How to choose Tenerife villa amenities that you will actually use

The best amenities are not the longest list. They are the features that genuinely improve your days.

A heated pool can be worth prioritizing, especially outside the hottest months or in elevated areas where evenings are cooler. Air conditioning may matter less in some locations than good ventilation and shade. Private parking can save a great deal of hassle if you plan to explore by car. A washer becomes very useful for longer stays, families, or surf trips. Reliable Wi-Fi is non-negotiable for remote workers and increasingly important for almost everyone else.

Views also deserve a more practical reading. Sea views are beautiful, but ask how they relate to the outdoor living space. A distant ocean view from one upstairs window is not the same as a terrace designed for breakfast and sunset drinks.

It helps to separate essential features from attractive extras. If you need walkability, fast internet, and a usable outdoor area, treat those as fixed filters. Let decorative details come after.
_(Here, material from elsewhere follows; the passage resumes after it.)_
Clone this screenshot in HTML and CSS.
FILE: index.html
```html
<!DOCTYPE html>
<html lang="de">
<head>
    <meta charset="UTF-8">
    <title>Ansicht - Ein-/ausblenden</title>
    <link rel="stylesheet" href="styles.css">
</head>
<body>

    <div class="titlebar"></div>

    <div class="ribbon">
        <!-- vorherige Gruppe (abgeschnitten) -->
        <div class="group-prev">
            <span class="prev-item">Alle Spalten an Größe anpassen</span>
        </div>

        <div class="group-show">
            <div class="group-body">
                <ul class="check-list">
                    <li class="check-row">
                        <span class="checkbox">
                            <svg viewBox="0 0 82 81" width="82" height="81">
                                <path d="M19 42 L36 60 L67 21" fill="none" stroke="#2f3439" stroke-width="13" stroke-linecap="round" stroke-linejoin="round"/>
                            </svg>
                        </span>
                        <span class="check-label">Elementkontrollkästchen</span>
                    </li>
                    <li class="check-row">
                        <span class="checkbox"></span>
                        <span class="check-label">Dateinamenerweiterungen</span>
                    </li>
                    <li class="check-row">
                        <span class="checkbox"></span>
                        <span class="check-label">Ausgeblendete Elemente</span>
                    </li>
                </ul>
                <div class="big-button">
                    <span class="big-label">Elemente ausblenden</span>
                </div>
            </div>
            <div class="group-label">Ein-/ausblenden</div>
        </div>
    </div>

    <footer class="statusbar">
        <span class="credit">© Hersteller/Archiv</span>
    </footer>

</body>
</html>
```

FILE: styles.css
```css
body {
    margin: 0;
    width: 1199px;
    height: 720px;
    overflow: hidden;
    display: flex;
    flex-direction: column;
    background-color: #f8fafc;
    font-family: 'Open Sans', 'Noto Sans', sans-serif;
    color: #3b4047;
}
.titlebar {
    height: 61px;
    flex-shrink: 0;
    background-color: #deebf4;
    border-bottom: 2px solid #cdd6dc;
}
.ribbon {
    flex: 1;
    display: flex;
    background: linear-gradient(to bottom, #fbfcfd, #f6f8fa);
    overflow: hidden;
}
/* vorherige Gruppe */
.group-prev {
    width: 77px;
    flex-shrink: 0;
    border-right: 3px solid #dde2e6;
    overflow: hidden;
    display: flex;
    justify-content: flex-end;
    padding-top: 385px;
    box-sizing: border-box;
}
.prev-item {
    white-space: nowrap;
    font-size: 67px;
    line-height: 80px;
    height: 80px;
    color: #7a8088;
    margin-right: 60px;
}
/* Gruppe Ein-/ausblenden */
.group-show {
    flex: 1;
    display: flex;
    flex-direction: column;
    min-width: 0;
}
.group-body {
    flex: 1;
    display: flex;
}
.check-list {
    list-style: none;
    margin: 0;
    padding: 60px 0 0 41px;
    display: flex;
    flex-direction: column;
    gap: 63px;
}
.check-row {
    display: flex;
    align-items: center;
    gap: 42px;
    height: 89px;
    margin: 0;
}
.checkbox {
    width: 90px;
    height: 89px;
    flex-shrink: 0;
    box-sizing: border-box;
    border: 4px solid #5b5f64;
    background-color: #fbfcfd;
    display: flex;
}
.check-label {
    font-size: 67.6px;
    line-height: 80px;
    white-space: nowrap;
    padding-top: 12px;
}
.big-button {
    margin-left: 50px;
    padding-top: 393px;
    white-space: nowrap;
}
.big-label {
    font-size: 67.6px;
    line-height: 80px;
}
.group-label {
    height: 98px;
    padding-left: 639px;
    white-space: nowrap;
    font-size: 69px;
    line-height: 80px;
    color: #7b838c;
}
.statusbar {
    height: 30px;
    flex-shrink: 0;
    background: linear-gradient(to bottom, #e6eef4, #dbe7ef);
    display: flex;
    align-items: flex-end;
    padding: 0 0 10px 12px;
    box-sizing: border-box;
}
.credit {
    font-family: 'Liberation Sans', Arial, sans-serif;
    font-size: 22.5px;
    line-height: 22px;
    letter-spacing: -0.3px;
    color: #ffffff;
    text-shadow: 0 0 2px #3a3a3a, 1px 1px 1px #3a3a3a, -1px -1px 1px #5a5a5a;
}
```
Pay attention to management quality, not just the property

A beautiful villa can still lead to a frustrating stay if the hosting is inconsistent. Professional management often makes the difference between a rental that looks good online and one that feels effortless in person.
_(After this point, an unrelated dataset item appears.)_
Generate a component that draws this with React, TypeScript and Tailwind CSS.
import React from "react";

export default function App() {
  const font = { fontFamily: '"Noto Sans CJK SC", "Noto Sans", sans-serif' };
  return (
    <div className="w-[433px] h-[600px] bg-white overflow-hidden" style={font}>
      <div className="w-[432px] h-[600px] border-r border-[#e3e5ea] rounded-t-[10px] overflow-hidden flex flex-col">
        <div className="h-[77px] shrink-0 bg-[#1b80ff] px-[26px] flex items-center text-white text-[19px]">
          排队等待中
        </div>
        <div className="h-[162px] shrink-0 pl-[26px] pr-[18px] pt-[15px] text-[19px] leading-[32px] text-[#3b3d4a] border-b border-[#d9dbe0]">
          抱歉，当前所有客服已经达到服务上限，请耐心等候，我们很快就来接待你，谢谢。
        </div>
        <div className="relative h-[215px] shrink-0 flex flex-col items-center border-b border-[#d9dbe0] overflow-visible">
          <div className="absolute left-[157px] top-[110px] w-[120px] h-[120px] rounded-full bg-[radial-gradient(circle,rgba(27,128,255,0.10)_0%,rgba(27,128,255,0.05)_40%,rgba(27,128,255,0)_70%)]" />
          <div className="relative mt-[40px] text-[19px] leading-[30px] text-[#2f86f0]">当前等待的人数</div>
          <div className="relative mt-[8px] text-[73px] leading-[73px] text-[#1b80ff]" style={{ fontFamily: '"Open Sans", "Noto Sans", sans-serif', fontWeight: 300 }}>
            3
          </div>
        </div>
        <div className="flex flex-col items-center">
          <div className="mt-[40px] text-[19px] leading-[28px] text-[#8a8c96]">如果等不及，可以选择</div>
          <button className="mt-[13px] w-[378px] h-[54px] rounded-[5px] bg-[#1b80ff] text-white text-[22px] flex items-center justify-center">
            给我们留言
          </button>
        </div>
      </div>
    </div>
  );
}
Cleanliness standards, accurate listing details, responsive communication, and smooth check-in all shape the experience. So does local knowledge. Guests often underestimate how valuable it is to have support from a team that knows the area well and can help with practical questions, recommendations, or unexpected issues.
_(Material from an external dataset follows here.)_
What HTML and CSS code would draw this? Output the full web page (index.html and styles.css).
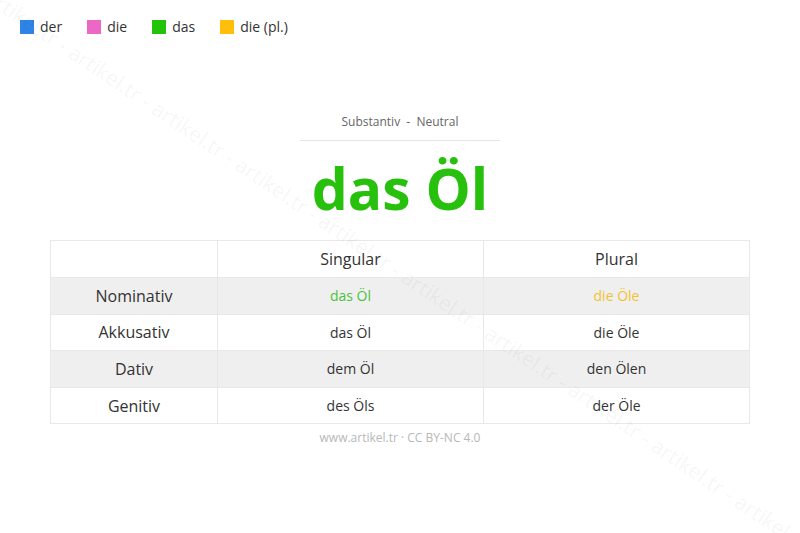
FILE: index.html
```html
<!DOCTYPE html>
<html lang="de">
<head>
<meta charset="utf-8">
<title>das Öl</title>
<link rel="stylesheet" href="styles.css">
</head>
<body>
<div class="page">
  <ul class="legend">
    <li class="legend-item"><span class="swatch swatch-der"></span>der</li>
    <li class="legend-item"><span class="swatch swatch-die"></span>die</li>
    <li class="legend-item"><span class="swatch swatch-das"></span>das</li>
    <li class="legend-item"><span class="swatch swatch-pl"></span>die (pl.)</li>
  </ul>

  <header class="word-head">
    <div class="word-type">Substantiv &nbsp;-&nbsp; Neutral</div>
    <h1 class="word">das Öl</h1>
  </header>

  <table class="decl">
    <thead>
      <tr>
        <th class="col-case"></th>
        <th class="col-num">Singular</th>
        <th class="col-num">Plural</th>
      </tr>
    </thead>
    <tbody>
      <tr class="striped">
        <th>Nominativ</th>
        <td class="c-das">das Öl</td>
        <td class="c-pl">die Öle</td>
      </tr>
      <tr>
        <th>Akkusativ</th>
        <td>das Öl</td>
        <td>die Öle</td>
      </tr>
      <tr class="striped">
        <th>Dativ</th>
        <td>dem Öl</td>
        <td>den Ölen</td>
      </tr>
      <tr>
        <th>Genitiv</th>
        <td>des Öls</td>
        <td>der Öle</td>
      </tr>
    </tbody>
  </table>

  <footer class="credit">www.artikel.tr · CC BY-NC 4.0</footer>
</div>
<div class="watermark-layer" aria-hidden="true">
  <div class="watermark">artikel.tr - artikel.tr - artikel.tr - artikel.tr - artikel.tr - artikel.tr - artikel.tr - artikel.tr - artikel.tr - artikel.tr</div>
</div>
</body>
</html>
```

FILE: styles.css
```css
html, body {
  margin: 0;
  padding: 0;
  background: #ffffff;
}

body {
  font-family: "Open Sans", "Noto Sans", sans-serif;
  color: #333333;
  width: 800px;
  height: 533px;
  overflow: hidden;
  position: relative;
}

.page {
  display: flex;
  flex-direction: column;
  align-items: center;
}

.legend {
  align-self: flex-start;
  display: flex;
  gap: 25px;
  list-style: none;
  margin: 0;
  padding: 17px 0 0 20px;
  font-size: 14px;
  line-height: 20px;
  color: #333;
}

.legend-item {
  display: flex;
  align-items: center;
  gap: 6px;
}

.swatch {
  width: 14px;
  height: 14px;
  display: inline-block;
}

.swatch-der { background: #2f84e8; }
.swatch-die { background: #ec68c4; }
.swatch-das { background: #22c40a; }
.swatch-pl { background: #ffbe0a; }

.word-head {
  margin-top: 76px;
  display: flex;
  flex-direction: column;
  align-items: center;
}

.word-type {
  width: 200px;
  text-align: center;
  font-size: 12px;
  line-height: 18px;
  color: #666;
  padding-bottom: 9px;
  border-bottom: 1px solid #e6e6e6;
}

.word {
  margin: 0;
  font-size: 57px;
  line-height: 94px;
  font-weight: 700;
  color: #27c10d;
}

.decl {
  margin-top: 5px;
  width: 700px;
  border-collapse: collapse;
  table-layout: fixed;
}

.decl th,
.decl td {
  border: 1px solid #e8e8e8;
  text-align: center;
  padding: 0;
  height: 35.6px;
}

.decl thead th {
  font-size: 16px;
  font-weight: 400;
  color: #333;
  height: 36px;
}

.col-case { width: 166px; }
.col-num { width: auto; }

.decl tbody th {
  font-size: 16px;
  font-weight: 400;
  color: #333;
}

.decl tbody td {
  font-size: 14px;
  color: #333;
}

.striped th,
.striped td {
  background: #efefef;
}

.decl td.c-das { color: #4cc23a; }
.decl td.c-pl { color: #f2c232; }

.credit {
  margin-top: 5px;
  font-size: 12px;
  color: #b8b8b8;
}

.watermark-layer {
  position: absolute;
  inset: 0;
  overflow: hidden;
  pointer-events: none;
}

.watermark {
  position: absolute;
  left: -4px;
  top: -18px;
  white-space: nowrap;
  font-size: 21px;
  color: rgba(0, 0, 0, 0.055);
  transform-origin: 0 0;
  transform: rotate(34deg);
}
```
This matters even more in a destination like Tenerife, where microclimates, elevation, driving times, and neighborhood character can vary noticeably from one area to another. A well-managed villa should come with clarity, not surprises.

JadeSuites, for example, builds its reputation around curated stays and attentive guest care, which is exactly the kind of difference many travelers feel most once they arrive.

Photos can inspire you, but details should decide it

Photos sell mood. Details sell confidence. When comparing villas, use the images to understand style and atmosphere, then read the practical information carefully.

Look for cues about orientation, outdoor comfort, parking, stairs, pool access, kitchen setup, and whether the property feels suited to day-to-day living. A terrace without shade may be less enjoyable at midday. A dramatic hillside setting may also mean steep access. Minimal interiors can look elegant but offer limited storage for longer stays.

If something is not clear, treat that as relevant. The best listings do not hide the important details. They help you imagine the stay honestly.

Budget well by thinking beyond the nightly rate

If you want value, do not focus only on the base price. The smarter question is what the villa allows you to do easily and comfortably.

A slightly more expensive property in the right area may reduce car use, dining compromises, or the need to keep searching for somewhere more comfortable to spend your afternoons. A better-equipped villa can also improve the rhythm of the trip – breakfast on the terrace, a pool break between outings, laundry on site, or a proper workspace for long stays.

On the other hand, paying for features you will not use is not premium. It is wasteful. A large villa with multiple outdoor zones may be excessive for a couple who plans to be out all day. A simpler, beautifully maintained home in the right location may feel far more luxurious because it fits.

The right villa should make Tenerife feel easier

A well-chosen villa does not just give you a place to sleep. It supports the kind of stay you came for. That might mean privacy and design for a restorative week, practical comfort for a family holiday, or calm, reliable living for a month of remote work under winter sun.

If you are still weighing options, strip the decision back to three things: where you want to wake up, how you want your days to flow, and which comforts you will notice every day. Once those are clear, the right choice usually stops looking complicated and starts feeling obvious.

The villa worth booking is the one that lets the island meet you in exactly the right way.